The Tanzanian leader also met with Secretary of State Hillary Clinton. She and Assistant Secretary of State for African Affairs Johnnie Carson, were among a range of Obama administration officials who sat in on the Oval Office meeting.

Mrs Clinton later visited Kenya and delivered a stern warning from Mr Obama on the government's slow governance reforms pace.

Former President Bush and his wife, Laura, also chose Tanzania as one of the four countries he visited towards the end of his tenure.

He portrayed the country as a centrepiece of a tour intended to show the successes of his health and humanitarian policies Africa during a presidency dominated by his controversial handling of Iraq, Afghanistan and Somalia.
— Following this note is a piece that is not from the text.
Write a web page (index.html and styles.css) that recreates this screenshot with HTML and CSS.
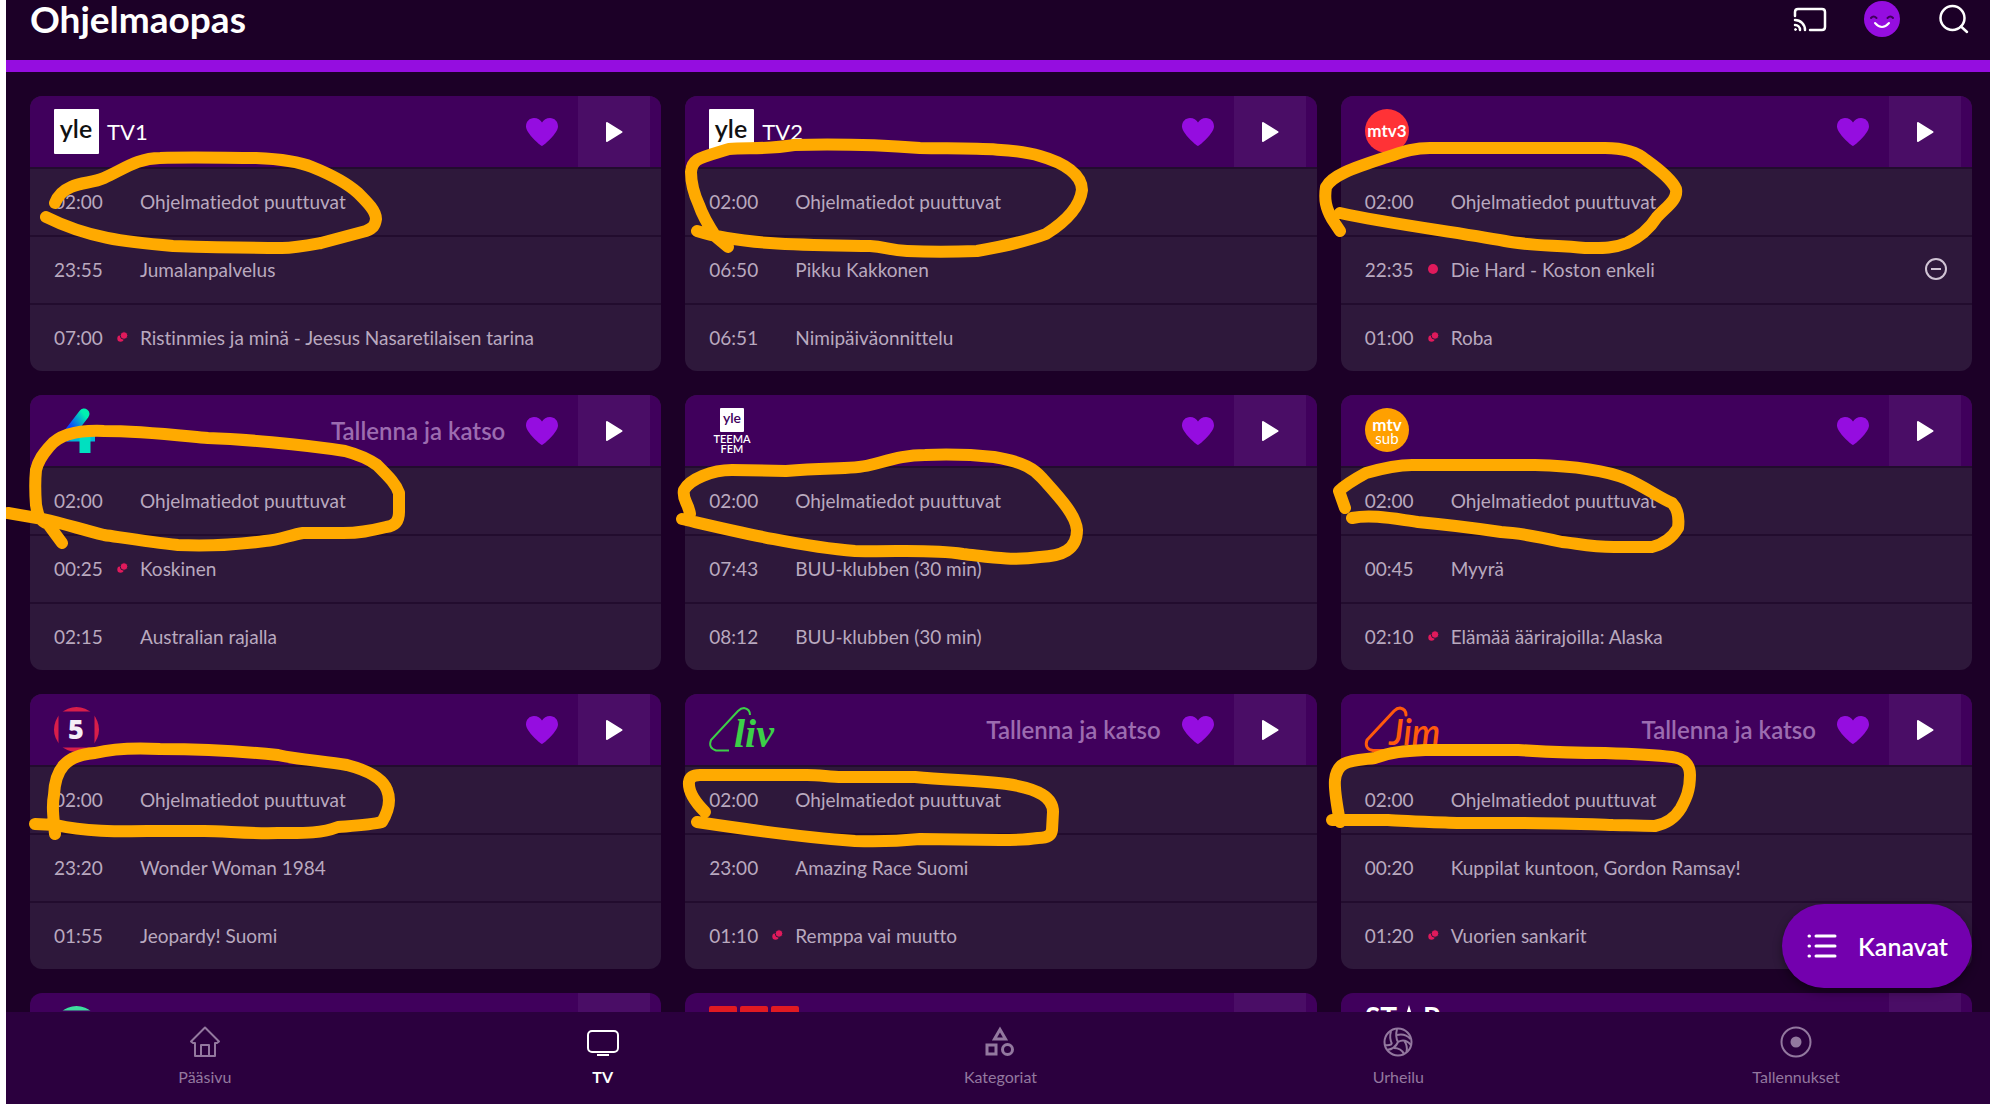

The other countries he visited were Benin, Rwanda, Ghana and Liberia, whose presidents, the US has described as a new generation of democratic African leaders who need backing with health and education support and some military cooperation.

Mr Bush famously told President Kikwete during his address at the Dar es Salaam State House: "You are a good man, Mr President, and I am proud to call you friend."

He skipped neighbouring Kenya but threw his weight behind a power-sharing deal to end the violence that killed 1,000 people following a disputed presidential election in December 2007.

He sent Secretary of State Condoleezza Rice to Nairobi to help mediation by former UN chief Kofi Annan, who was later, joined by President Kikwete to secure a deal.